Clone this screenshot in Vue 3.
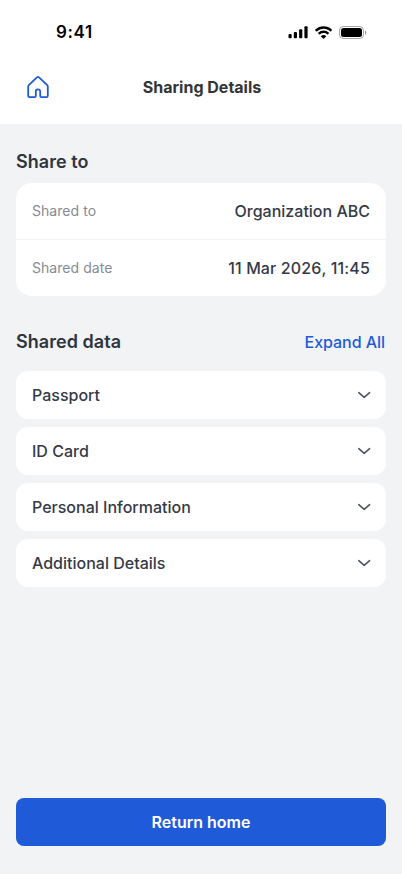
<script setup>
const details = [
  { label: 'Shared to', value: 'Organization ABC' },
  { label: 'Shared date', value: '11 Mar 2026, 11:45', numeric: true },
]
const sections = ['Passport', 'ID Card', 'Personal Information', 'Additional Details']
</script>

<template>
  <div class="screen">
    <header class="top">
      <div class="status">
        <span class="time">9:41</span>
        <div class="indicators">
          <svg class="signal" width="20" height="13" viewBox="0 0 20 13">
            <rect x="0.5" y="8" width="3.2" height="4.3" rx="1" />
            <rect x="5.8" y="5.9" width="3.2" height="6.4" rx="1" />
            <rect x="11.1" y="3.3" width="3.2" height="9" rx="1" />
            <rect x="16.4" y="0.3" width="3.2" height="12" rx="1" />
          </svg>
          <svg class="wifi" width="17" height="13" viewBox="0 0 17 12.3">
            <path d="M8.57 2.47c2.49 0 4.88.95 6.68 2.67.13.13.35.13.49 0l1.3-1.31a.35.35 0 0 0 0-.5C12.3-1.12 4.84-1.12.1 3.33a.35.35 0 0 0 0 .5l1.3 1.31c.13.13.35.13.48 0a9.66 9.66 0 0 1 6.69-2.67Zm0 4.25c1.36 0 2.68.51 3.69 1.43.13.13.35.13.49-.01l1.29-1.31a.36.36 0 0 0 0-.51 7.97 7.97 0 0 0-10.93 0 .36.36 0 0 0 0 .51l1.29 1.31c.14.14.35.14.49.01a5.47 5.47 0 0 1 3.68-1.43Zm2.52 2.87c.14.13.14.36 0 .5L8.82 12.34a.35.35 0 0 1-.5 0L6.05 10.09a.35.35 0 0 1 .01-.5 3.92 3.92 0 0 1 5.03 0Z" />
          </svg>
          <svg class="battery" width="28" height="13" viewBox="0 0 28 13">
            <rect class="shell" x="0.5" y="0.5" width="24" height="12" rx="3.8" />
            <path class="cap" d="M26 4.5v4c.8-.35 1.35-1.1 1.35-2s-.55-1.65-1.35-2Z" />
            <rect x="2" y="2" width="21" height="9" rx="2.5" />
          </svg>
        </div>
      </div>
      <div class="nav">
        <button class="home" aria-label="Home">
          <svg width="24" height="24" viewBox="0 0 24 24">
            <path d="M12.8 2.2 21.2 10.1c.4.4.6.8.6 1.3v9.4c0 .8-.5 1.3-1.3 1.3h-5.2c-.7 0-1.1-.4-1.1-1.1v-4.5c0-1.3-.8-2.1-2.2-2.1s-2.2.8-2.2 2.1V21c0 .7-.4 1.1-1.1 1.1H3.5c-.8 0-1.3-.5-1.3-1.3v-9.4c0-.5.2-.9.6-1.3l8.4-7.9c.5-.5 1.1-.5 1.6 0Z" />
          </svg>
        </button>
        <h1>Sharing Details</h1>
      </div>
    </header>

    <main>
      <section class="share">
        <h2>Share to</h2>
        <dl class="card">
          <div v-for="item in details" :key="item.label" class="row">
            <dt>{{ item.label }}</dt>
            <dd :class="{ numeric: item.numeric }">{{ item.value }}</dd>
          </div>
        </dl>
      </section>

      <section class="data">
        <div class="heading">
          <h2>Shared data</h2>
          <button class="expand">Expand All</button>
        </div>
        <div class="list">
          <button v-for="name in sections" :key="name" class="item">
            <span>{{ name }}</span>
            <svg width="14" height="10" viewBox="0 0 14 10">
              <path d="M1.8 2.6 7.2 7.4l5.4-4.8" />
            </svg>
          </button>
        </div>
      </section>
    </main>

    <footer>
      <button class="return">Return home</button>
    </footer>
  </div>
</template>

<style>
body {
  margin: 0;
  background: #f1f3f5;
}
</style>

<style scoped>
.screen {
  display: flex;
  flex-direction: column;
  height: 874px;
  background: #f1f3f5;
  color: #343a46;
  font-family: Inter, sans-serif;
}
button {
  padding: 0;
  border: 0;
  background: none;
  color: inherit;
  font: inherit;
}
svg {
  display: block;
}
h1, h2, dl, dd {
  margin: 0;
}
.top {
  height: 124px;
  background: #fff;
}
.status {
  display: flex;
  justify-content: space-between;
  align-items: center;
  height: 50px;
  padding: 14px 35px 0 56px;
  box-sizing: border-box;
}
.time {
  color: #000;
  font-size: 17px;
  font-weight: 600;
  letter-spacing: 0.6px;
  line-height: 22px;
}
.indicators {
  display: flex;
  align-items: center;
  gap: 7px;
}
.battery .shell {
  fill: none;
  stroke: #000;
  stroke-opacity: 0.35;
}
.battery .cap {
  fill-opacity: 0.4;
}
.nav {
  display: grid;
  grid-template-columns: 24px 1fr 24px;
  align-items: center;
  height: 74px;
  padding: 0 24px 0 26px;
}
.home path {
  fill: none;
  stroke: #1f5bd8;
  stroke-width: 1.8;
}
h1 {
  color: #333538;
  font-size: 16px;
  font-weight: 700;
  line-height: 24px;
  text-align: center;
}
main {
  flex: 1;
  padding: 24px 16px 0;
}
h2 {
  color: #30343e;
  font-size: 18px;
  font-weight: 600;
  letter-spacing: 0.04px;
  line-height: 27px;
}
.card {
  margin-top: 8px;
  border-radius: 16px;
  background: #fff;
}
.row {
  display: flex;
  justify-content: space-between;
  align-items: center;
  height: 56px;
  padding: 0 16px;
}
.row + .row {
  border-top: 1px solid #f1f3f5;
}
dt {
  padding-bottom: 2px;
  color: #868b96;
  font-size: 14px;
  letter-spacing: 0.05px;
}
dd {
  font-size: 16px;
  font-weight: 500;
}
.numeric {
  font-kerning: none;
  letter-spacing: 0.13px;
}
.data {
  margin-top: 32px;
}
.heading {
  display: flex;
  justify-content: space-between;
  align-items: center;
}
.expand {
  padding-right: 1px;
  color: #1f5bd8;
  font-size: 16px;
  font-weight: 500;
  letter-spacing: -0.05px;
  line-height: 24px;
}
.list {
  display: grid;
  gap: 8px;
  margin-top: 16px;
}
.item {
  display: flex;
  justify-content: space-between;
  align-items: center;
  height: 48px;
  padding: 0 15px 0 16px;
  border-radius: 12px;
  background: #fff;
  font-size: 16px;
  font-weight: 500;
}
.item path {
  fill: none;
  stroke: #4c515e;
  stroke-width: 1.5;
  stroke-linecap: round;
  stroke-linejoin: round;
}
footer {
  padding: 0 16px 28px;
}
.return {
  width: 100%;
  height: 48px;
  border-radius: 8px;
  background: #1f5bd8;
  color: #fff;
  font-size: 16px;
  font-weight: 600;
}
</style>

**Objective**
Using the data above, write out every line exactly, leaving the images behind.

**Right answer**
Clone this screenshot in Vue 3.
<script setup>
const details = [
  { label: 'Shared to', value: 'Organization ABC' },
  { label: 'Shared date', value: '11 Mar 2026, 11:45', numeric: true },
]
const sections = ['Passport', 'ID Card', 'Personal Information', 'Additional Details']
</script>

<template>
  <div class="screen">
    <header class="top">
      <div class="status">
        <span class="time">9:41</span>
        <div class="indicators">
          <svg class="signal" width="20" height="13" viewBox="0 0 20 13">
            <rect x="0.5" y="8" width="3.2" height="4.3" rx="1" />
            <rect x="5.8" y="5.9" width="3.2" height="6.4" rx="1" />
            <rect x="11.1" y="3.3" width="3.2" height="9" rx="1" />
            <rect x="16.4" y="0.3" width="3.2" height="12" rx="1" />
          </svg>
          <svg class="wifi" width="17" height="13" viewBox="0 0 17 12.3">
            <path d="M8.57 2.47c2.49 0 4.88.95 6.68 2.67.13.13.35.13.49 0l1.3-1.31a.35.35 0 0 0 0-.5C12.3-1.12 4.84-1.12.1 3.33a.35.35 0 0 0 0 .5l1.3 1.31c.13.13.35.13.48 0a9.66 9.66 0 0 1 6.69-2.67Zm0 4.25c1.36 0 2.68.51 3.69 1.43.13.13.35.13.49-.01l1.29-1.31a.36.36 0 0 0 0-.51 7.97 7.97 0 0 0-10.93 0 .36.36 0 0 0 0 .51l1.29 1.31c.14.14.35.14.49.01a5.47 5.47 0 0 1 3.68-1.43Zm2.52 2.87c.14.13.14.36 0 .5L8.82 12.34a.35.35 0 0 1-.5 0L6.05 10.09a.35.35 0 0 1 .01-.5 3.92 3.92 0 0 1 5.03 0Z" />
          </svg>
          <svg class="battery" width="28" height="13" viewBox="0 0 28 13">
            <rect class="shell" x="0.5" y="0.5" width="24" height="12" rx="3.8" />
            <path class="cap" d="M26 4.5v4c.8-.35 1.35-1.1 1.35-2s-.55-1.65-1.35-2Z" />
            <rect x="2" y="2" width="21" height="9" rx="2.5" />
          </svg>
        </div>
      </div>
      <div class="nav">
        <button class="home" aria-label="Home">
          <svg width="24" height="24" viewBox="0 0 24 24">
            <path d="M12.8 2.2 21.2 10.1c.4.4.6.8.6 1.3v9.4c0 .8-.5 1.3-1.3 1.3h-5.2c-.7 0-1.1-.4-1.1-1.1v-4.5c0-1.3-.8-2.1-2.2-2.1s-2.2.8-2.2 2.1V21c0 .7-.4 1.1-1.1 1.1H3.5c-.8 0-1.3-.5-1.3-1.3v-9.4c0-.5.2-.9.6-1.3l8.4-7.9c.5-.5 1.1-.5 1.6 0Z" />
          </svg>
        </button>
        <h1>Sharing Details</h1>
      </div>
    </header>

    <main>
      <section class="share">
        <h2>Share to</h2>
        <dl class="card">
          <div v-for="item in details" :key="item.label" class="row">
            <dt>{{ item.label }}</dt>
            <dd :class="{ numeric: item.numeric }">{{ item.value }}</dd>
          </div>
        </dl>
      </section>

      <section class="data">
        <div class="heading">
          <h2>Shared data</h2>
          <button class="expand">Expand All</button>
        </div>
        <div class="list">
          <button v-for="name in sections" :key="name" class="item">
            <span>{{ name }}</span>
            <svg width="14" height="10" viewBox="0 0 14 10">
              <path d="M1.8 2.6 7.2 7.4l5.4-4.8" />
            </svg>
          </button>
        </div>
      </section>
    </main>

    <footer>
      <button class="return">Return home</button>
    </footer>
  </div>
</template>

<style>
body {
  margin: 0;
  background: #f1f3f5;
}
</style>

<style scoped>
.screen {
  display: flex;
  flex-direction: column;
  height: 874px;
  background: #f1f3f5;
  color: #343a46;
  font-family: Inter, sans-serif;
}
button {
  padding: 0;
  border: 0;
  background: none;
  color: inherit;
  font: inherit;
}
svg {
  display: block;
}
h1, h2, dl, dd {
  margin: 0;
}
.top {
  height: 124px;
  background: #fff;
}
.status {
  display: flex;
  justify-content: space-between;
  align-items: center;
  height: 50px;
  padding: 14px 35px 0 56px;
  box-sizing: border-box;
}
.time {
  color: #000;
  font-size: 17px;
  font-weight: 600;
  letter-spacing: 0.6px;
  line-height: 22px;
}
.indicators {
  display: flex;
  align-items: center;
  gap: 7px;
}
.battery .shell {
  fill: none;
  stroke: #000;
  stroke-opacity: 0.35;
}
.battery .cap {
  fill-opacity: 0.4;
}
.nav {
  display: grid;
  grid-template-columns: 24px 1fr 24px;
  align-items: center;
  height: 74px;
  padding: 0 24px 0 26px;
}
.home path {
  fill: none;
  stroke: #1f5bd8;
  stroke-width: 1.8;
}
h1 {
  color: #333538;
  font-size: 16px;
  font-weight: 700;
  line-height: 24px;
  text-align: center;
}
main {
  flex: 1;
  padding: 24px 16px 0;
}
h2 {
  color: #30343e;
  font-size: 18px;
  font-weight: 600;
  letter-spacing: 0.04px;
  line-height: 27px;
}
.card {
  margin-top: 8px;
  border-radius: 16px;
  background: #fff;
}
.row {
  display: flex;
  justify-content: space-between;
  align-items: center;
  height: 56px;
  padding: 0 16px;
}
.row + .row {
  border-top: 1px solid #f1f3f5;
}
dt {
  padding-bottom: 2px;
  color: #868b96;
  font-size: 14px;
  letter-spacing: 0.05px;
}
dd {
  font-size: 16px;
  font-weight: 500;
}
.numeric {
  font-kerning: none;
  letter-spacing: 0.13px;
}
.data {
  margin-top: 32px;
}
.heading {
  display: flex;
  justify-content: space-between;
  align-items: center;
}
.expand {
  padding-right: 1px;
  color: #1f5bd8;
  font-size: 16px;
  font-weight: 500;
  letter-spacing: -0.05px;
  line-height: 24px;
}
.list {
  display: grid;
  gap: 8px;
  margin-top: 16px;
}
.item {
  display: flex;
  justify-content: space-between;
  align-items: center;
  height: 48px;
  padding: 0 15px 0 16px;
  border-radius: 12px;
  background: #fff;
  font-size: 16px;
  font-weight: 500;
}
.item path {
  fill: none;
  stroke: #4c515e;
  stroke-width: 1.5;
  stroke-linecap: round;
  stroke-linejoin: round;
}
footer {
  padding: 0 16px 28px;
}
.return {
  width: 100%;
  height: 48px;
  border-radius: 8px;
  background: #1f5bd8;
  color: #fff;
  font-size: 16px;
  font-weight: 600;
}
</style>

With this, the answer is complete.